His fentanyl-laced drugs killed dozens, police say. Utah man going to prison for life

A Utah man was sentenced to life in prison after prosecutors accused him of making millions of dollars selling counterfeit painkillers on the dark web that spurred dozens of fatal overdoses.

U.S. District Judge Dale Kimball sentenced Aaron Shamo, 30, to life in prison at a Thursday federal court hearing, according to a U.S. Department of Justice news release. Shamo was found guilty of 12 charges last year, including “continuing criminal enterprise.”

At least 90 people died after taking the drugs purchased on Shamo’s website, prosecutors said in the release.

During Shamo’s trial, Assistant U.S. Attorney Vernon Stejskal called him a “profiteer, callously making millions of dollars and living a life of leisure while exploiting those suffering through opioid addiction.”

“Aaron Shamo knew the nation was on fire with opioids and he poured fuel on the flames, over and over and over, never getting burned himself, but causing pain and misery wherever his fire spread,” Stejskal said. “Aaron Shamo could be considered the face of the opioid epidemic.”

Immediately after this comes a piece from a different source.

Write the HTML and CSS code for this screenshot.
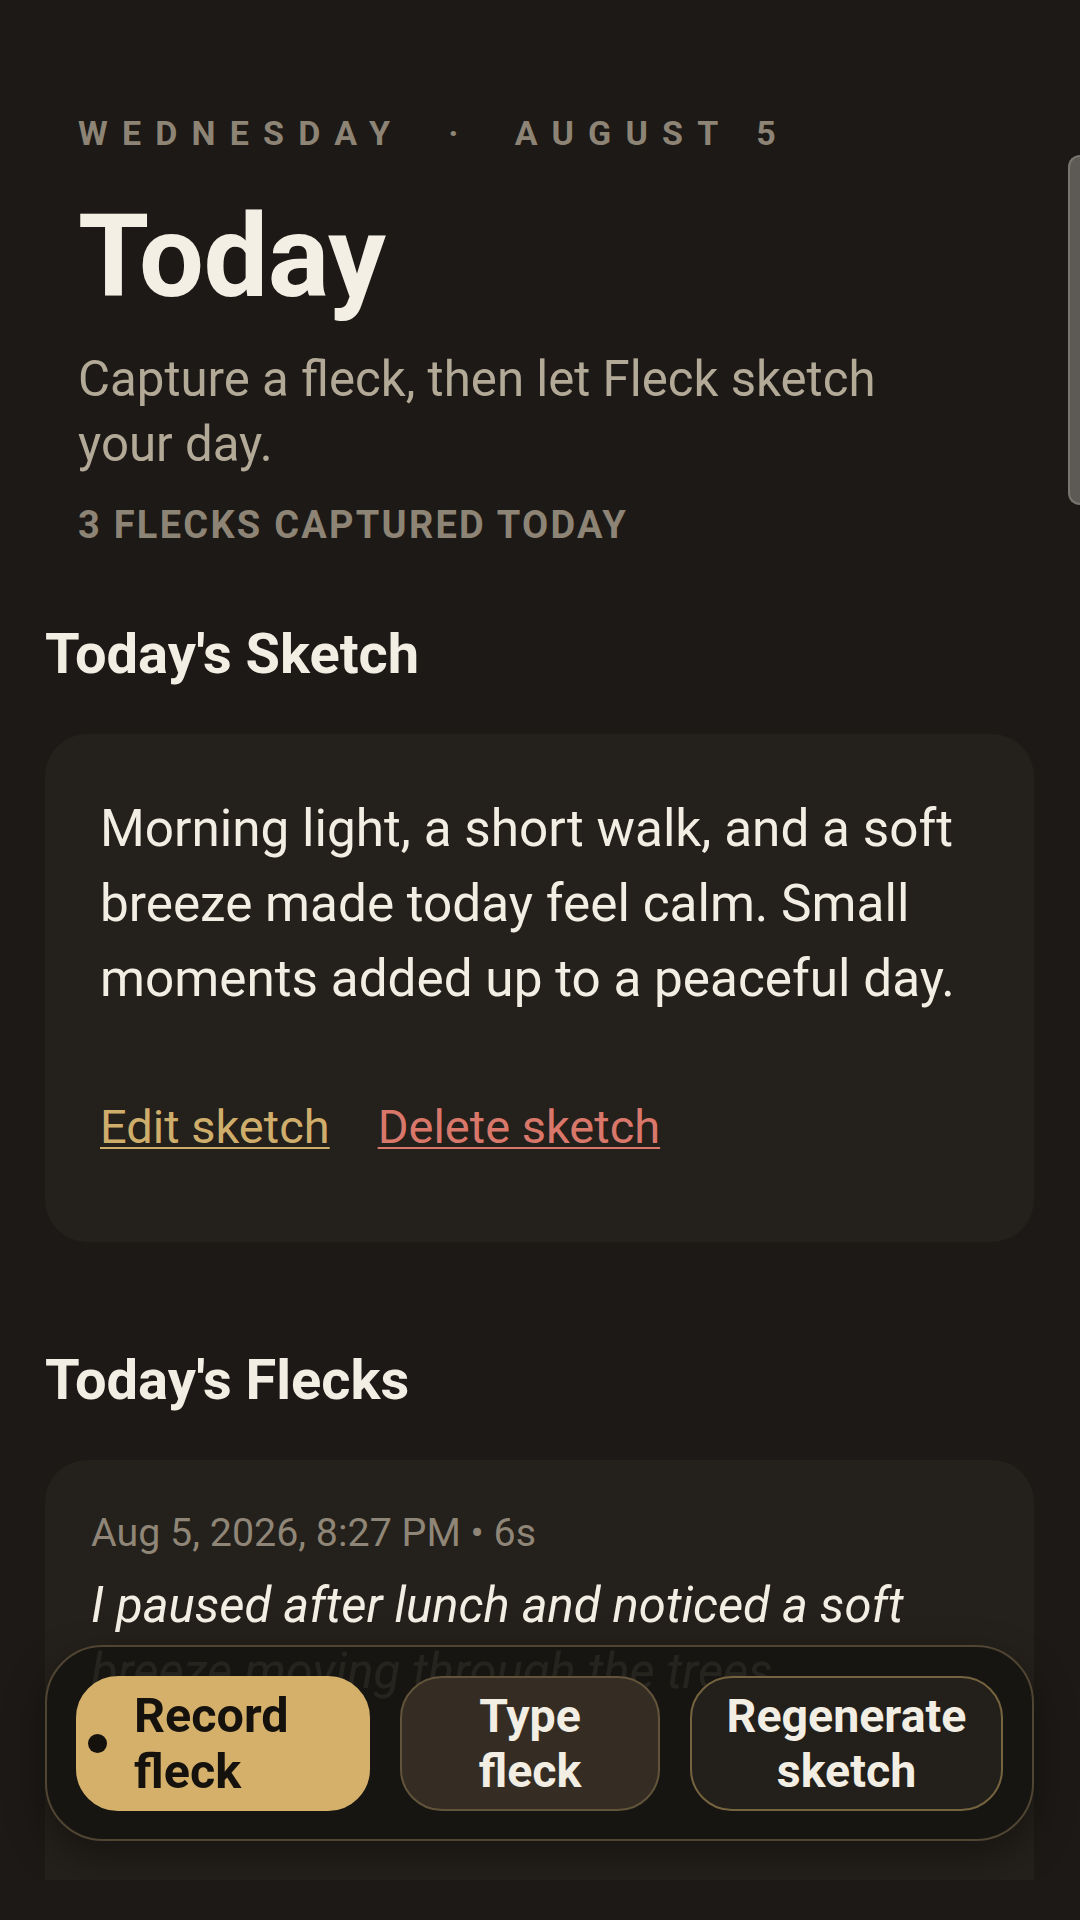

Shamo made counterfeit Oxycodone pills laced with fentanyl, prosecutors said, and a Nov. 2016 raid on his home in Cottonwood Heights resulted in the discovery of fake pills, a pill press and $1.2 million in cash, according to ABC4 News.

One milligram of fentanyl can result in “dangerous consequences,” including death, experts said in the release. Prosecutors said Shamo was told by customers that they were getting sick from his product and he sent them more pills.

Shamo is also accused of selling counterfeit Xanax, a prescription drug used to treat anxiety and panic disorders.

Tova Keblish said her 23-year-old son Gavin overdosed and died from Shamo’s drugs in 2016 and accused him of “shipping counterfeit death pills,” ABC4 News reported.

“You shipped thousands of people their death sentence. You were making your own homemade instant death pill…You denied my son the right to live,” she said, according to the station.

Shamo said he convinced himself he was trying to help those who couldn’t get drugs from their doctors, The Associated Press reported.

“I didn’t know the dangers of what we were doing,” Shamo said. “Together we created a monster.”

Shamo’s attorneys argued that the sentence was too harsh and as a “people pleaser,” Shamo couldn’t have run the operation without friends, according to the AP. Shamo’s friends testified against him and are expected to get lighter sentences.